A Slip sheet is “a corrugated, solid fiber, or plastic sheet onto which a unit load can be assembled. A protruding short panel can be grasped by the jaws of a pull-pack truck and the load pulled back onto the pull-pack platform.”

==Construction==
Several constructions are available. replacing traditional wooden pallets. The unit load is usually stretch wrapped or shrink wrapped for stability.

Many are constructed of corrugated fiberboard or a thick solid fiber sheet. They are typically the size of a pallet or of the load to go on a pallet. One or more sides has a lip which extends from the load to allow grasping by a special push-pull attachment on a modified fork truck.

Plastic slip sheets can be made of corrugated plastic or a molded shape. Sometimes, the lip on the slipsheet can extend on all sides resembling a tray or shallow basket. These slip sheets are well suited to a returnable and reusable closed-loop system.

==Use==
A common usage would be for the slip sheet to be placed on a pallet and loaded with boxes or bags. This loaded pallet might be going to a warehouse for storage: most slip sheets are not rigid enough to support loads in warehouse racks.
When needed, the load can be called to the loading dock where a special fork lift truck will grab the lip of the slip sheet and pull it onto a flat steel platform. Some roller platforms are also available.
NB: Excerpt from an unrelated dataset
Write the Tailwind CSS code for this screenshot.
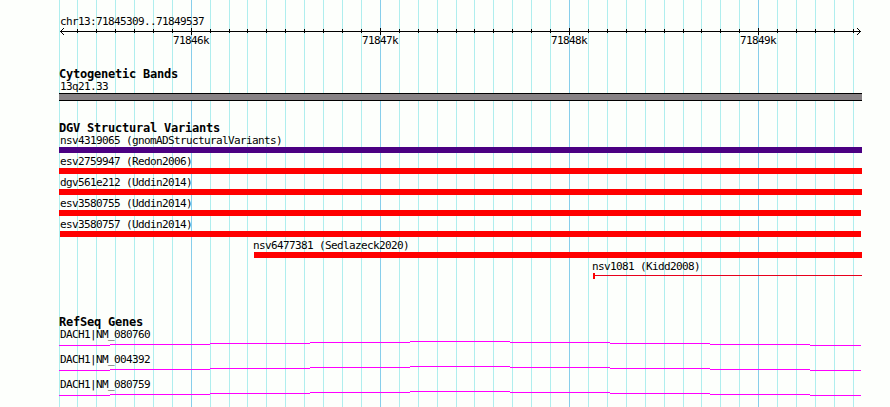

The slip sheet and load are then loaded onto a truck, rail car, of intermodal container and placed on the floor. This reduces the volume and weight of the pallet for shipment. At the end of the shipment, similar fork trucks with puch-pull attachments grab the loads and place them on pallets for further storage, distribution, or use,

==Comparison with pallets==
Each system has some advantages. A thorough analysis is useful to determine all cost factors for a particular situation. The primary advantages of a slip sheet system, is the reduction in material cost compared with a pallet and the ability to increase the density of packages per truck or shipping container. The disadvantages might include the need for special handling equipment at both ends of the shipment.